■ TASK OBJECTIVE: Gather all lines from the material that contain the word "React".
***** INFORMATION SUPPLIED *****
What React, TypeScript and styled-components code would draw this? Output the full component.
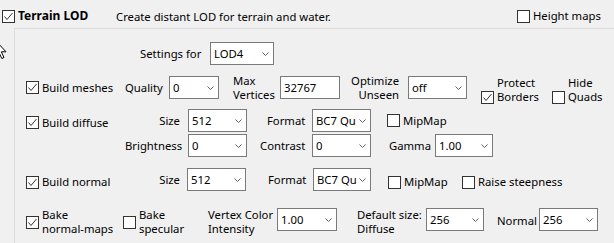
import React from "react";
import styled, { createGlobalStyle } from "styled-components";

const GlobalStyle = createGlobalStyle`
  html, body {
    margin: 0;
    padding: 0;
    background: #f0f0f0;
  }
  body {
    font-family: "Segoe UI", "Noto Sans", "Open Sans", sans-serif;
    font-size: 11.3px;
    color: #000;
  }
`;

const Page = styled.div`
  position: relative;
  width: 614px;
  height: 243px;
  overflow: hidden;
  background: #f0f0f0;
`;

const Header = styled.div`
  display: flex;
  align-items: center;
  height: 28px;
  box-sizing: border-box;
  padding: 4px 13px 0 2px;
`;

const Description = styled.span`
  flex: 1;
  white-space: nowrap;
`;

const Panel = styled.div`
  margin-left: 14px;
  width: 640px;
  height: 240px;
  box-sizing: border-box;
  border: 1px solid #dcdcdc;
`;

const Row = styled.div<{ $mt: number }>`
  display: flex;
  align-items: center;
  height: 23px;
  margin-top: ${(p) => p.$mt}px;
`;

const CheckWrap = styled.div<{ $w?: number; $ml?: number; $mt?: number; $end?: boolean; $bold?: boolean }>`
  display: flex;
  align-items: ${(p) => (p.$end ? "flex-end" : "center")};
  gap: 3px;
  flex: none;
  width: ${(p) => (p.$w ? `${p.$w}px` : "auto")};
  margin-left: ${(p) => p.$ml ?? 0}px;
  margin-top: ${(p) => p.$mt ?? 0}px;
  line-height: 14px;
  white-space: pre;
  font-weight: ${(p) => (p.$bold ? 700 : 400)};
  font-size: ${(p) => (p.$bold ? "12px" : "inherit")};
`;

const Box = styled.span`
  flex: none;
  width: 13px;
  height: 13px;
  box-sizing: border-box;
  border: 1px solid #333;
  background: #fff;
  display: flex;
`;

const Label = styled.span<{ $w: number; $ml?: number; $mt?: number; $right?: boolean }>`
  flex: none;
  width: ${(p) => p.$w}px;
  margin-left: ${(p) => p.$ml ?? 0}px;
  margin-top: ${(p) => p.$mt ?? 0}px;
  text-align: ${(p) => (p.$right ? "right" : "left")};
  line-height: 14px;
  white-space: pre;
`;

const Field = styled.div<{ $w: number; $ml?: number }>`
  flex: none;
  display: flex;
  align-items: center;
  gap: 3px;
  width: ${(p) => p.$w}px;
  height: 23px;
  margin-left: ${(p) => p.$ml ?? 0}px;
  box-sizing: border-box;
  border: 1px solid #7a7a7a;
  background: #fff;
  padding: 0 4px 0 3px;
`;

const FieldText = styled.span`
  flex: 1;
  min-width: 0;
  overflow: hidden;
  white-space: nowrap;
`;

const Chevron = styled.svg`
  flex: none;
  width: 7px;
  height: 4px;
`;

const Cursor = styled.svg`
  position: absolute;
  left: -5px;
  top: 40px;
`;

type CheckProps = {
  text: string;
  checked?: boolean;
  w?: number;
  ml?: number;
  mt?: number;
  end?: boolean;
  bold?: boolean;
};

const Check = ({ text, checked, w, ml, mt, end, bold }: CheckProps) => (
  <CheckWrap $w={w} $ml={ml} $mt={mt} $end={end} $bold={bold}>
    <Box>
      {checked && (
        <svg width="11" height="11" viewBox="0 0 11 11">
          <polyline points="1.5,5.5 4,8.5 9.5,2" fill="none" stroke="#333" strokeWidth="1" />
        </svg>
      )}
    </Box>
    <span>{text}</span>
  </CheckWrap>
);

const Combo = ({ value, w, ml }: { value: string; w: number; ml?: number }) => (
  <Field $w={w} $ml={ml}>
    <FieldText>{value}</FieldText>
    <Chevron viewBox="0 0 7 4">
      <polyline points="0.5,0.5 3.5,3.5 6.5,0.5" fill="none" stroke="#606060" strokeWidth="1" />
    </Chevron>
  </Field>
);

export default function App() {
  return (
    <Page>
      <GlobalStyle />
      <Header>
        <Check text="Terrain LOD" checked bold w={114} />
        <Description>Create distant LOD for terrain and water.</Description>
        <Check text="Height maps" w={84} />
      </Header>
      <Panel>
        <Row $mt={13}>
          <Label $w={70} $ml={125}>Settings for</Label>
          <Combo value="LOD4" w={64} />
        </Row>

        <Row $mt={11}>
          <Check text="Build meshes" checked ml={11} w={99} />
          <Label $w={44}>Quality</Label>
          <Combo value="0" w={50} />
          <Label $w={47} $ml={14}>{"Max\nVertices"}</Label>
          <Field $w={60}>
            <FieldText>32767</FieldText>
          </Field>
          <Label $w={59} $right>{"Optimize\nUnseen"}</Label>
          <Combo value="off" w={59} ml={9} />
          <Check text={"Protect\nBorders"} checked ml={14} w={71} mt={5} end />
          <Check text={"Hide\nQuads"} mt={5} end />
        </Row>

        <Row $mt={10}>
          <Check text="Build diffuse" checked ml={11} w={99} mt={4} />
          <Label $w={55} $right>Size</Label>
          <Combo value="512" w={59} ml={8} />
          <Label $w={45} $ml={20}>Format</Label>
          <Combo value="BC7 Quality" w={59} />
          <Check text="MipMap" ml={16} />
        </Row>

        <Row $mt={2}>
          <Label $w={55} $ml={110} $right>Brightness</Label>
          <Combo value="0" w={59} ml={8} />
          <Label $w={52} $ml={13}>Contrast</Label>
          <Combo value="0" w={59} />
          <Label $w={46} $ml={18}>Gamma</Label>
          <Combo value="1.00" w={58} />
        </Row>

        <Row $mt={11}>
          <Check text="Build normal" checked ml={11} w={99} mt={5} />
          <Label $w={55} $right>Size</Label>
          <Combo value="512" w={59} ml={7} />
          <Label $w={45} $ml={22}>Format</Label>
          <Combo value="BC7 Quality" w={58} />
          <Check text="MipMap" ml={17} w={74} mt={5} />
          <Check text="Raise steepness" mt={5} />
        </Row>

        <Row $mt={17}>
          <Check text={"Bake\nnormal-maps"} checked ml={11} w={97} mt={5} />
          <Check text={"Bake\nspecular"} w={85} mt={5} />
          <Label $w={69} $mt={5}>{"Vertex Color\nIntensity"}</Label>
          <Combo value="1.00" w={60} />
          <Label $w={69} $ml={20} $mt={5}>{"Default size:\nDiffuse"}</Label>
          <Combo value="256" w={58} />
          <Label $w={42} $ml={13} $mt={3}>Normal</Label>
          <Combo value="256" w={59} />
        </Row>
      </Panel>
      <Cursor width="12" height="19" viewBox="0 0 12 19">
        <path d="M0.5 0.5 V16 L4 12.5 L6.8 18.5 L9 17.5 L6.3 11.8 H11 Z" fill="#fff" stroke="#000" strokeWidth="1" />
      </Cursor>
    </Page>
  );
}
*****
■ EXERCISE SOLUTION:
What React, TypeScript and styled-components code would draw this? Output the full component.
import React from "react";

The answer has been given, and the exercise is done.